In Chocky a young seven year old boy named Matthew tells his adoptive parents that he has an imaginary friend named Chocky. At first Matthew's father worries that he is a little too old for a make-believe playmate, but Chocky and Matthew soon give Matthew's father and mother something bigger to worry about. Chocky seems to dominate Matthew's attention. The boy gets into yelling matches with Chocky over silly issues, such as the social benefits of internal combustion engines, and the utility of having two sexes. Matthew also falters in school because of Chocky. His teachers became concerned that someone was teaching Matthew alternative methods for mathematics and science, as he was asking odd questions and coming up with theories that were years beyond the normal child's grasp. The story got a little bit creepy when the boy spoke with his father about Chocky, and told him that Chocky could take over Matthew's body and do things, such as paint or write. Matthew's father became concerned about his son's psychological health, and sent him to a series of psychologists. One of them advised him that there may very well be two different individuals in Matthew's head. The other agreed that there was something to the boy's story, and arranged for the boy to be kidnapped for a week or so while government agents wrung every bit of information that they could from him.

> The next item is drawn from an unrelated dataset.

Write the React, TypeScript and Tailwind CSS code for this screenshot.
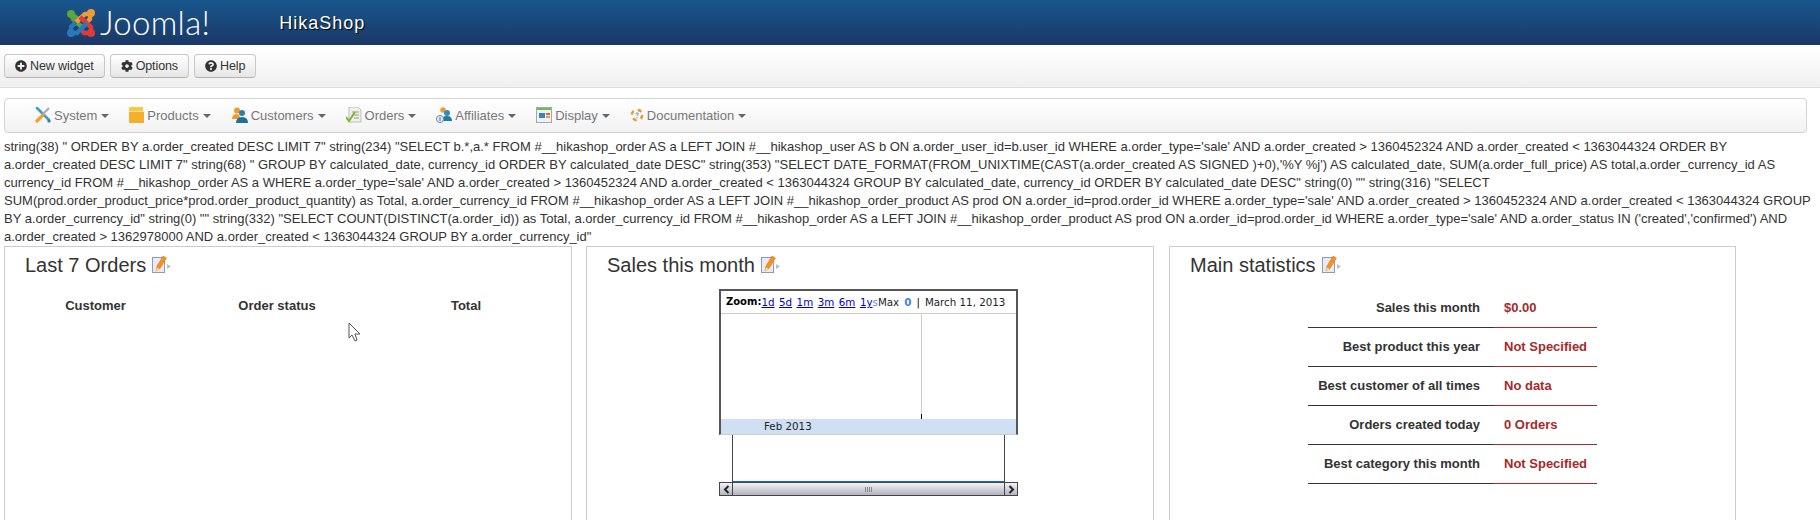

Chocky was not as strong as I was expecting it to be. Wyndham's style is certainly not off at all. This book is every bit as "cozy" as all his other books from the mid-century forward. But the social commentary left a little to be desired. Chocky is an alien visitor; a teacher. She has altruistic motives in communicating with Matthew, but they are not revealed until the very last few pages of the book, and then all in a rush with very little build up at all. I found the story itself to be just fine, but I was asking myself "so what" through the entire book. The end was quite ham-handed, and was a club over the head. This is uncharacteristic for Wyndham, who typically likes to tap one on the shoulder, even in his classic alien invasion piece, Day of the Trifids. Wyndham also does manage to take on superstition and the unreasonable fear of the unknown:

Why do people always believe in evil spirits instead of good ones?

The value of experience in teaching the young:

If a teacher does not teach his students to overtake him, there can be no advance.

And the foolish approach that our species has towards energy use and development:

Your fuels, your capital, should certainly be used. Frozen power does no good to anyone. But used, not wasted. They should be invested, to produce greater power.

Mostly, however, it is a story about a really cool, neat and well adjusted kid, and his father who loves him very much. If you want an SF story, get this one only if you have not read all of Wyndham's works and want to. If you are looking for something that makes you feel warm and is full of heart, get this one next.